When should a policyholder notify their insurance carrier after a loss?

Notification should occur as soon as reasonably possible after the loss — ideally within the first few hours, and no later than 24 hours for active losses (fire, flooding, storm opening). Standard property insurance policies include a ‘prompt notice’ condition as a requirement for coverage. Carriers generally expect notification within 24 to 72 hours of a property loss. Delay in notification can give the carrier grounds to deny coverage for secondary damage that occurred after the loss and before notification.

What is a Certificate of Completion (COC) in restoration?

A Certificate of Completion documents that all emergency mitigation services have been completed and that the structure has reached drying goals or the scope of emergency services has been fulfilled. For water losses, the COC is supported by final moisture readings demonstrating that all affected materials have reached the ANSI/IICRC S500 drying standard (structural lumber ≤19% MC, drywall ≤1% WME). The COC closes the mitigation phase of the claim and transitions the job file to the reconstruction phase.

What is an Assignment of Benefits (AOB) and what are the risks?

An Assignment of Benefits (AOB) is a document that transfers the policyholder’s right to collect insurance proceeds directly to the restoration contractor. AOB is heavily regulated or restricted in several states — Florida enacted major AOB reform legislation in 2019 and 2023 that significantly limits AOB use for property claims.

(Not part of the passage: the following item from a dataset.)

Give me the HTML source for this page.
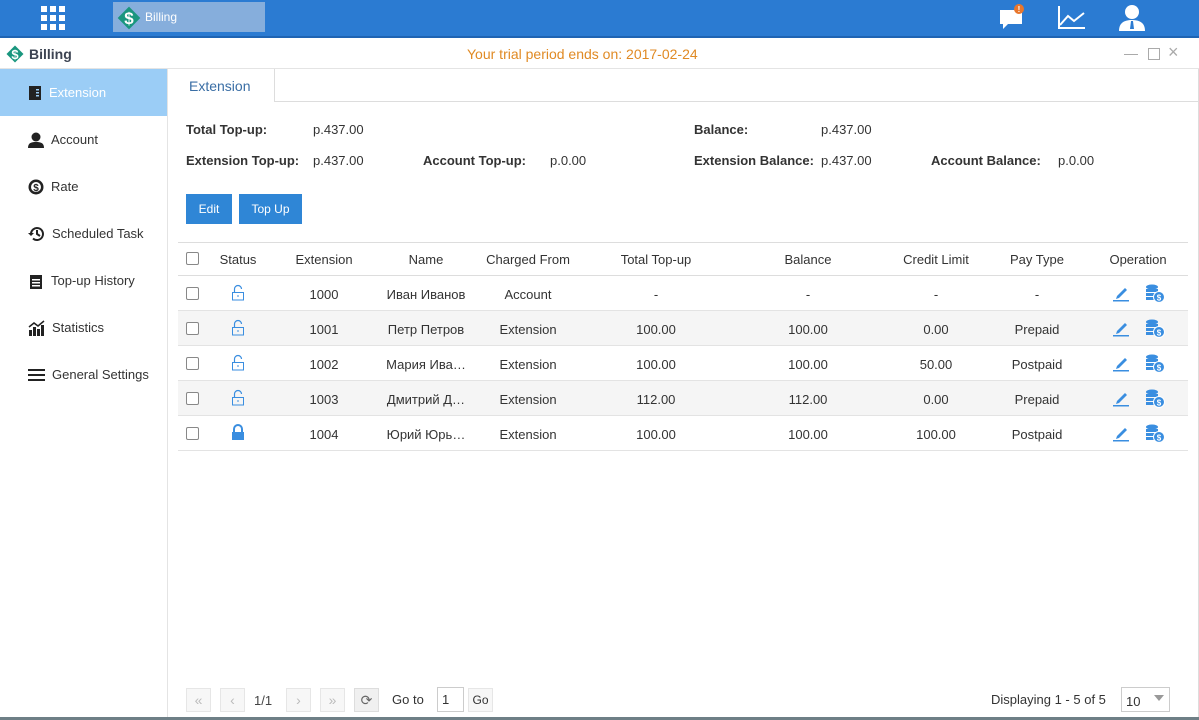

Policyholders should understand that signing an AOB transfers negotiating control to the contractor and can complicate dispute resolution if scope or payment disputes arise.

What does ‘duty to mitigate’ mean for a property insurance policyholder?

The duty to mitigate is a standard property insurance policy condition requiring the policyholder to take reasonable steps to prevent further damage after a covered loss. This means promptly notifying the carrier, securing the structure (board-up, tarping), beginning emergency water extraction, and not allowing the damage to expand due to inaction. A carrier can reduce or deny a claim for damage that occurred after the loss and could have been prevented by reasonable mitigation. This is the legal basis for emergency restoration services being a covered expense under most property policies.

What is a loss timeline and why does it matter for an insurance claim?

A loss timeline is a chronological record of the loss event, discovery, notification, and mitigation actions — including the date and time of the originating event, when the policyholder discovered the damage, when they notified the carrier, when the restoration contractor arrived, and what actions were taken at each step. The loss timeline is critical because it establishes causation (damage resulted from a specific covered event), confirms the policyholder met their prompt notice obligation, and documents that secondary damage was not caused by mitigation delay.